First, the necessary caveats:
The West is the largest region of North America (being roughly half the continent). This enormous region includes many very different environments that resulted in different economies and settlement patterns: Historians of the West are often inclined to speak/write about "many Wests."
And ... the "Wild West" is a near-mythic place that is best visited in dime novels and in westerns in film and TV.
In general, a single woman had many options. The cliché of sex workers being the first to arrive in a western town is flatly wrong, but sex work was always an option. Because there were often many things a woman could do with herself, sex work was one of the least attractive options.
Mary McNair Mathews wrote a book about her Nevada sojourn during the 1870s, and I counted six different occupations that she pursued - often simultaneously: dressmaking, professional child care, teaching, taking in boarders (which included cooking), laundry work, and nursing - and she ended up owning rental properties. She even earned some money telling fortunes, although she regarded it as a lark and indicated that she did not believe and that the pursuit was less than desirable.
Because women often pursued several income-producing roles at the same time, what women were doing is often clouded in the census and other records. A man typically did one main thing to make money, and it was easy for him to tell anyone who asked what he did not a living. A woman often had to pick one of several possibilities, and given the standards of the day, that was often "housekeeping" (a "respectable" thing to declare) even though she might be doing other things as well.
There is even a reason to question the careers of sex workers: often a woman in a brothel might declared something like "milliner" or "dressmaker" to a census enumerator.
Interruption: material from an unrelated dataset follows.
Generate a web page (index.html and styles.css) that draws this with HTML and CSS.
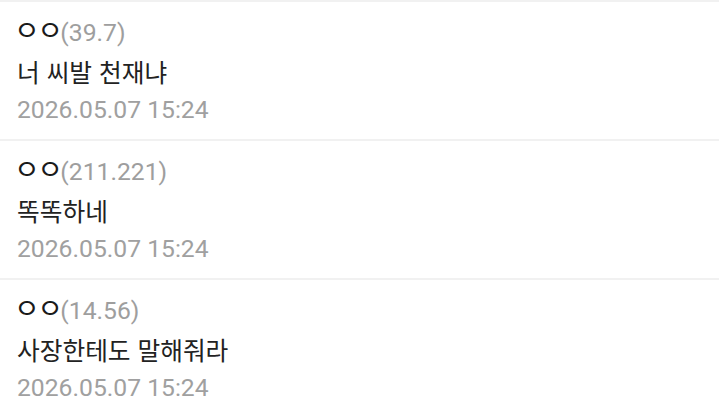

We often interpret this as a way to avoid confessing sex work, but it may be that she made hats or dresses on her "off hours."
Because it took a while for a gender balance to be achieved in the West, a single woman was in demand socially. If you want to be married, you would literally have your pick, since there were typically a number of candidates for any single woman. A woman who wanted to be regarded as respectable would reserve social activities to church functions and to social events that were public and with proper monitoring for civil conduct - but there were always lots of opportunities.
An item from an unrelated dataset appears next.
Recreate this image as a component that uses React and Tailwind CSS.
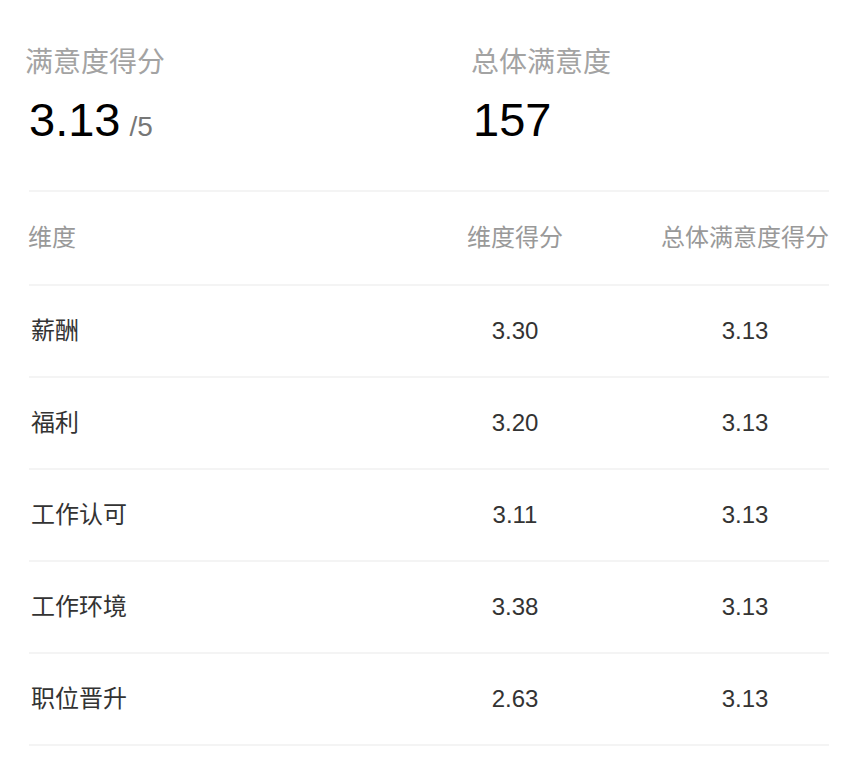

There were, frankly, a lot of options for women - single or otherwise. Western territories and states tended to have liberal divorce laws, property ownership rights for woman, and were some of the first places to grant voting for women on the state level. There were social guardrails that restricted everyone's life - man or woman - but in many ways, the Old West was one of the better places/times to be a woman when it comes to options of various sorts.